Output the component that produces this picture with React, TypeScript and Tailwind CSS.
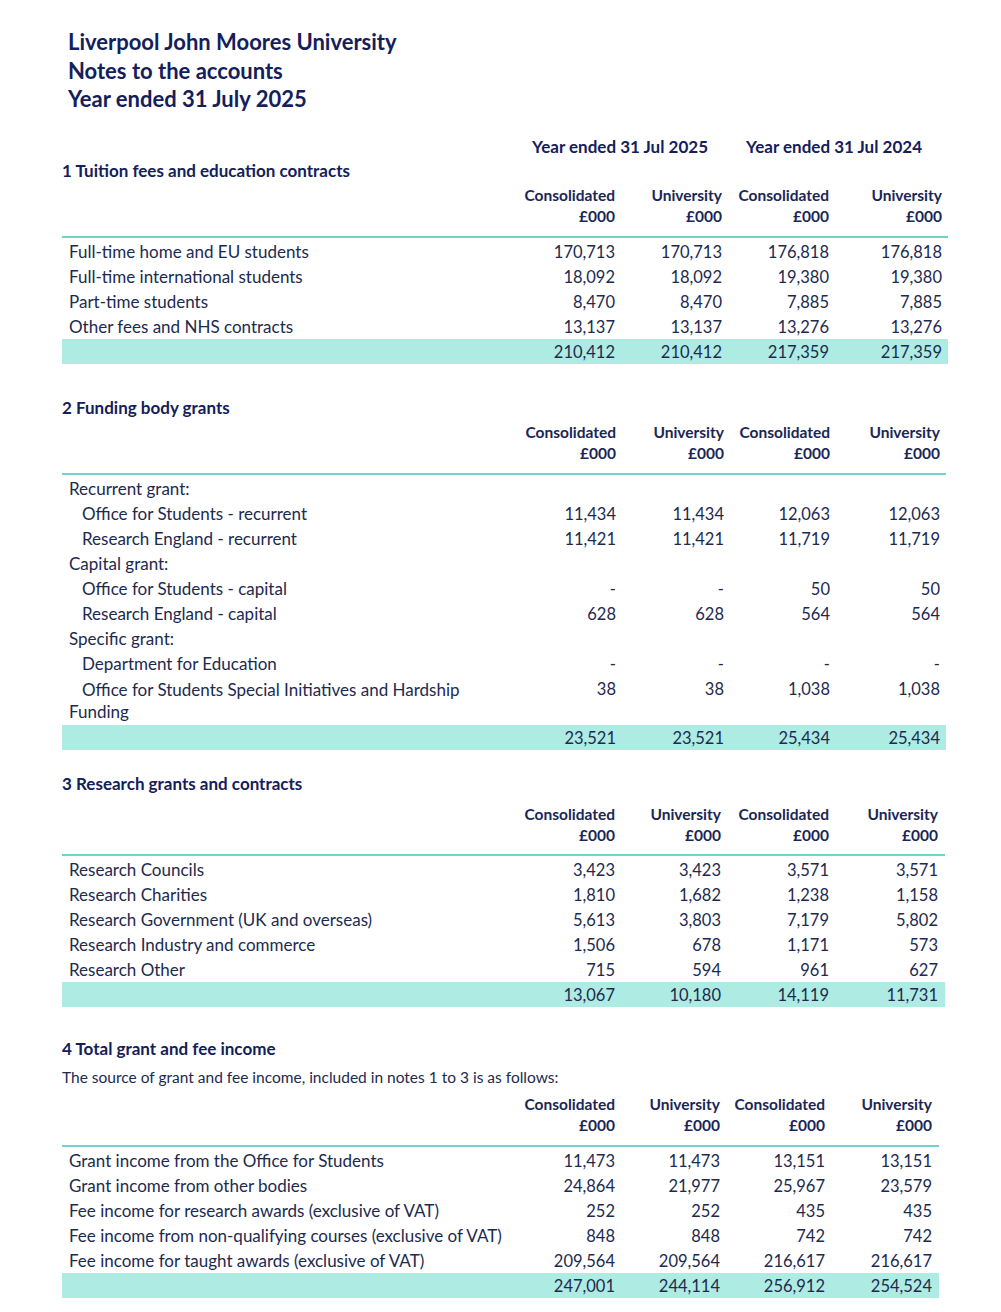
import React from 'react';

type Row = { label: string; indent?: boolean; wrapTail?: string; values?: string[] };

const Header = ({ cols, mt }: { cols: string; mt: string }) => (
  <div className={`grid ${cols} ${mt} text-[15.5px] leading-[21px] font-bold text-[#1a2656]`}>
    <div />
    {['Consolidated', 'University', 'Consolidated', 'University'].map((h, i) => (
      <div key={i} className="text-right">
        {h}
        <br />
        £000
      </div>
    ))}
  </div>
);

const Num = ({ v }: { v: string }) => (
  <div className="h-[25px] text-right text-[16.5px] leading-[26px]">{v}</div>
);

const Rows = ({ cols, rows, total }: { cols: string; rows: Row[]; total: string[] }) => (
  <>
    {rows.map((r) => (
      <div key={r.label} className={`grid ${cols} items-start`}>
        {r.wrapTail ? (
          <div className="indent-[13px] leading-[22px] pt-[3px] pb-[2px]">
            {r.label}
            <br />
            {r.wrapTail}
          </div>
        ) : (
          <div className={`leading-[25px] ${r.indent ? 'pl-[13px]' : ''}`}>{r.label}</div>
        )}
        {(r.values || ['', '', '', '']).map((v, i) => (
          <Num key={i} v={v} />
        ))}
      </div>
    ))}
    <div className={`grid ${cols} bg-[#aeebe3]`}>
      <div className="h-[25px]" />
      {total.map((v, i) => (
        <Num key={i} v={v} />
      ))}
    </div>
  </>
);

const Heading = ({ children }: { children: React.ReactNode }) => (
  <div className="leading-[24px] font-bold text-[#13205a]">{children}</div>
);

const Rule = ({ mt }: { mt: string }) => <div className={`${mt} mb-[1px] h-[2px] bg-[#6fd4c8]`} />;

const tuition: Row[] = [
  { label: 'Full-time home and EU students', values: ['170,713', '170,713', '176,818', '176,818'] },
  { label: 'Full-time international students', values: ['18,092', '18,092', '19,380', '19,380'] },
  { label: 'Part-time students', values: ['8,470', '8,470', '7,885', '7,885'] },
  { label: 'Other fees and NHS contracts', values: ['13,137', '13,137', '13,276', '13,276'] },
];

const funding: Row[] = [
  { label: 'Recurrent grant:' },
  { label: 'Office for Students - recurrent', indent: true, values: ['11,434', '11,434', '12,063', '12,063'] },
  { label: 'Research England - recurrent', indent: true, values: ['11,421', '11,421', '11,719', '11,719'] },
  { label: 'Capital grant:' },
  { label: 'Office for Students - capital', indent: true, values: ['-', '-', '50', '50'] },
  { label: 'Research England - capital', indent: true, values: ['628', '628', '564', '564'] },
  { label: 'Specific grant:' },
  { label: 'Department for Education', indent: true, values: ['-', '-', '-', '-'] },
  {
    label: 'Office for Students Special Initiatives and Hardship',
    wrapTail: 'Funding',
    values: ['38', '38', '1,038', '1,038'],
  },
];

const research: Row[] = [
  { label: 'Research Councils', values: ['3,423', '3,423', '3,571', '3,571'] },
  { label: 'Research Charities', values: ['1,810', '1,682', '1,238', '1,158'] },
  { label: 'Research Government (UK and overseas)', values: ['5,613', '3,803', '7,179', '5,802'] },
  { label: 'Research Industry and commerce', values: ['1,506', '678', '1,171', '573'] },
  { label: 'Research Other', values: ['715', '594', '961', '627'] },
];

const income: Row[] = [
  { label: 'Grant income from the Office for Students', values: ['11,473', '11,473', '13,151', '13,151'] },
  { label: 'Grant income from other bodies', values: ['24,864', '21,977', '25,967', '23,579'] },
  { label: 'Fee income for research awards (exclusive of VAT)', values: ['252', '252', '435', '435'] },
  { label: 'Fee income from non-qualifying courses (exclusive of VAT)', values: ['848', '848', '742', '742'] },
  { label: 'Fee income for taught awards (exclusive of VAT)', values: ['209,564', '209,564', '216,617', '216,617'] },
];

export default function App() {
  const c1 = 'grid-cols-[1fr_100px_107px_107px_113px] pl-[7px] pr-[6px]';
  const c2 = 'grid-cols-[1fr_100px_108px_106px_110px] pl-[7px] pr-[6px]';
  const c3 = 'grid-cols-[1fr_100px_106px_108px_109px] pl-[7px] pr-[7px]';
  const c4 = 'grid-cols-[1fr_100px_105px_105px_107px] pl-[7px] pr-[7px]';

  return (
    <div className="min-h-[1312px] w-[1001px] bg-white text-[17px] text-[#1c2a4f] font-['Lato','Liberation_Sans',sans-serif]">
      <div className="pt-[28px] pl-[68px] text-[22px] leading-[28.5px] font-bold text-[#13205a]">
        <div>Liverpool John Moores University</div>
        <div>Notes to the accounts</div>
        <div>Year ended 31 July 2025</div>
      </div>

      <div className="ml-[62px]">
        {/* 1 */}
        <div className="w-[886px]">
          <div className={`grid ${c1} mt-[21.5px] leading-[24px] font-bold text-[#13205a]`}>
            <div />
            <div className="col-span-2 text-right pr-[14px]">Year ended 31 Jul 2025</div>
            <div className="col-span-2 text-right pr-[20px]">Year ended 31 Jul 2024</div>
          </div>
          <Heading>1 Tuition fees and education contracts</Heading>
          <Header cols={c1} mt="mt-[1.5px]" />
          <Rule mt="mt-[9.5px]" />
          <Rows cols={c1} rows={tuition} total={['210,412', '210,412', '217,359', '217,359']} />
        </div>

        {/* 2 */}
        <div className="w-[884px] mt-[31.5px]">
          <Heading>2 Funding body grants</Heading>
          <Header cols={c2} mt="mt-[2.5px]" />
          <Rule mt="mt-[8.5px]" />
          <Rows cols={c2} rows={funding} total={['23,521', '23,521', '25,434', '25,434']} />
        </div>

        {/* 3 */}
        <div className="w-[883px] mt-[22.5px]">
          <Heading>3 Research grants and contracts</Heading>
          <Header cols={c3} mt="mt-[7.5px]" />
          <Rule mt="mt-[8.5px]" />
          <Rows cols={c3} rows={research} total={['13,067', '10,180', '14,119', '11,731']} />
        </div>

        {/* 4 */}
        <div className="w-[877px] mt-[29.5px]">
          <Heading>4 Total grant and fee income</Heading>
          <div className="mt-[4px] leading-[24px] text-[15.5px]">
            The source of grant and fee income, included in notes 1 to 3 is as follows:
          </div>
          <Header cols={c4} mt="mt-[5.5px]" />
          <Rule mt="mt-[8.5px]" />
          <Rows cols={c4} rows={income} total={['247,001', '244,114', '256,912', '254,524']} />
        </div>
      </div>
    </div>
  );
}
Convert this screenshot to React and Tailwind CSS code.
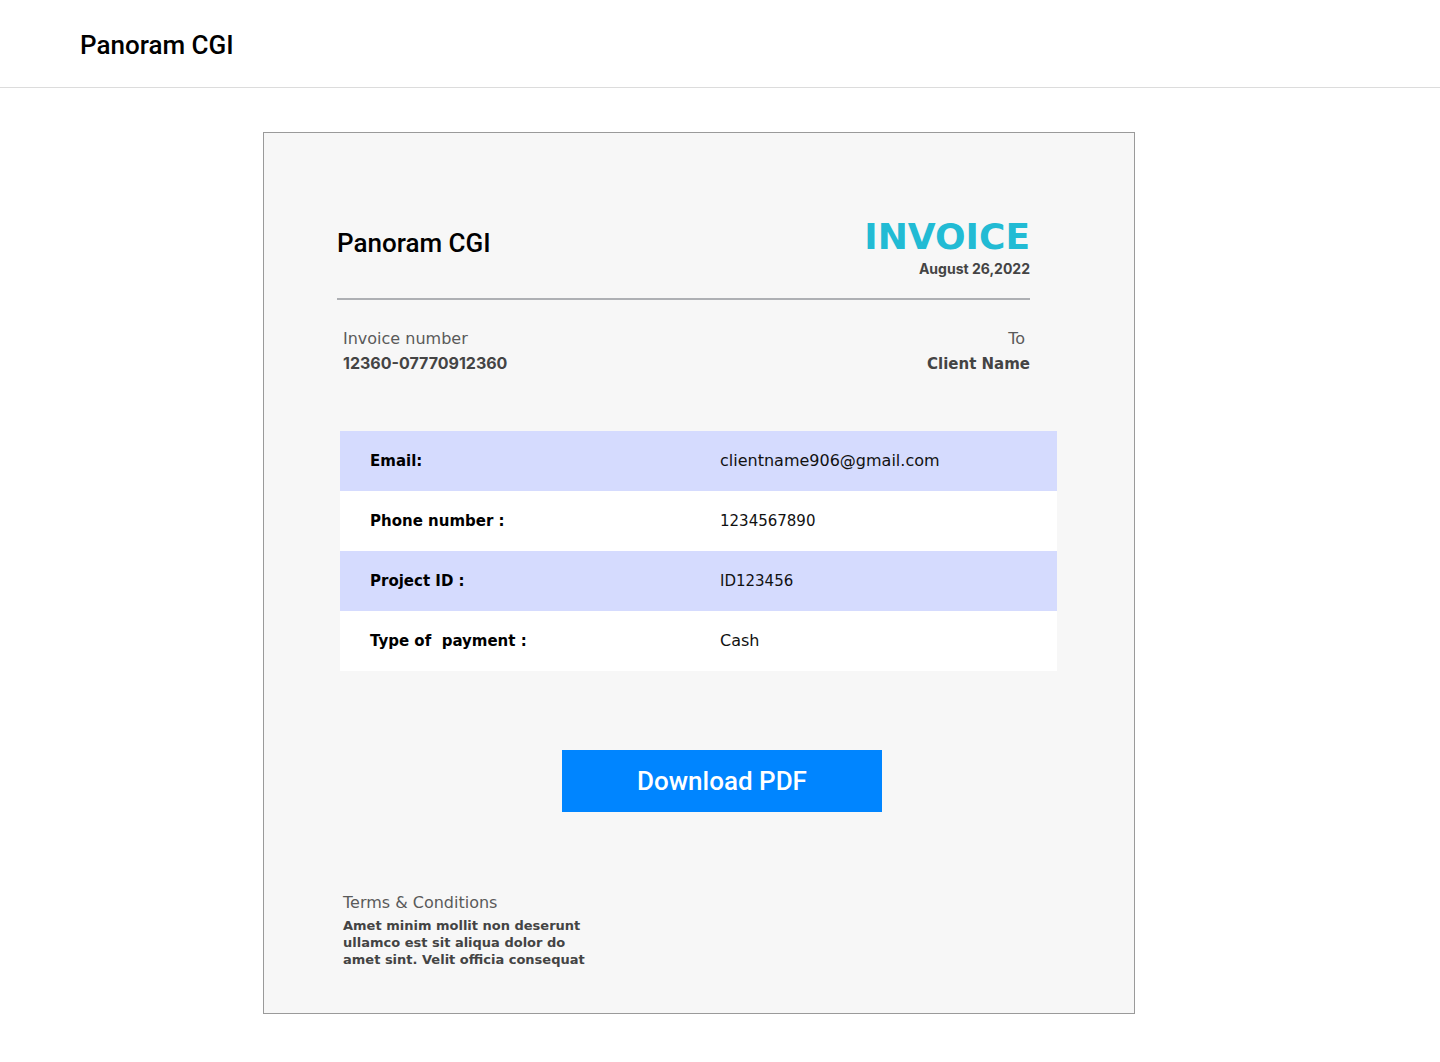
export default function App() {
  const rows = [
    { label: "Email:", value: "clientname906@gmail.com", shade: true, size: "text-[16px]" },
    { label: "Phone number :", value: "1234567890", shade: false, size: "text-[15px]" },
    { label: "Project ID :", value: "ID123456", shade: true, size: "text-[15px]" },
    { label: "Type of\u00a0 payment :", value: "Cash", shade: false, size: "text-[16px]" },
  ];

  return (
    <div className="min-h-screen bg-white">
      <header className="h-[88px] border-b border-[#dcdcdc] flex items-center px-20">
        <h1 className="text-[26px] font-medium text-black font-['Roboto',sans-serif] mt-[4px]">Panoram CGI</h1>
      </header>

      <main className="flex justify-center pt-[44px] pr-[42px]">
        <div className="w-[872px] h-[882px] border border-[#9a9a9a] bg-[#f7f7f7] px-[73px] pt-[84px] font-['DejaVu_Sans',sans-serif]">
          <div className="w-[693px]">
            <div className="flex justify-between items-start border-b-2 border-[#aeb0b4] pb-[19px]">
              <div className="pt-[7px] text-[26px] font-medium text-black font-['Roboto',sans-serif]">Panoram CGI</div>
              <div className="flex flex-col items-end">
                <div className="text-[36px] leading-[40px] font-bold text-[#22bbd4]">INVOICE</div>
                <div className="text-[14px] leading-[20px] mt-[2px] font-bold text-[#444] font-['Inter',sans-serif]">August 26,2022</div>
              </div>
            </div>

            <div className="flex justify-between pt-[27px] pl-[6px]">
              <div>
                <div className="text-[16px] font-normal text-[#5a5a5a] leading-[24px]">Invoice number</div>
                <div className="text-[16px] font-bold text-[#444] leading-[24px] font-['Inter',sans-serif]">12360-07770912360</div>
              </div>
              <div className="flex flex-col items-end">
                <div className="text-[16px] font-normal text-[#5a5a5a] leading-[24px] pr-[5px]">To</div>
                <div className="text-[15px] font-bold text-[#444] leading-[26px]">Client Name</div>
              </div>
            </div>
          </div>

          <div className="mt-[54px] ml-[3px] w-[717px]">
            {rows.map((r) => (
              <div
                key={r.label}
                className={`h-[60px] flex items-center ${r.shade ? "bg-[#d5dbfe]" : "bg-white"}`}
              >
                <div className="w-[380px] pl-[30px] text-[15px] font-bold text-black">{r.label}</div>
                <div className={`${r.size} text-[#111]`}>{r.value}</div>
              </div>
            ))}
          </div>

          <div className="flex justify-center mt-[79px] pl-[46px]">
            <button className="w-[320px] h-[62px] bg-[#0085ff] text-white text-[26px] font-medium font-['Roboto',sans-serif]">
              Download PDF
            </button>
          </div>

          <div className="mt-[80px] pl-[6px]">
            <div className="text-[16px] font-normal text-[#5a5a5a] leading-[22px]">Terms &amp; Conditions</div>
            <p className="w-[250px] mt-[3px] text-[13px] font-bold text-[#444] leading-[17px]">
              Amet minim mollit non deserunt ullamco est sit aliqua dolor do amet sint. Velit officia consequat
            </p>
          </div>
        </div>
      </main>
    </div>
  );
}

:: Stated problem ::
Start at the first line of the records and write out everything up to and including the line containing "string; indent?: boolean;". No pictures.

:: Full response ::
Output the component that produces this picture with React, TypeScript and Tailwind CSS.
import React from 'react';

type Row = { label: string; indent?: boolean; wrapTail?: string; values?: string[] };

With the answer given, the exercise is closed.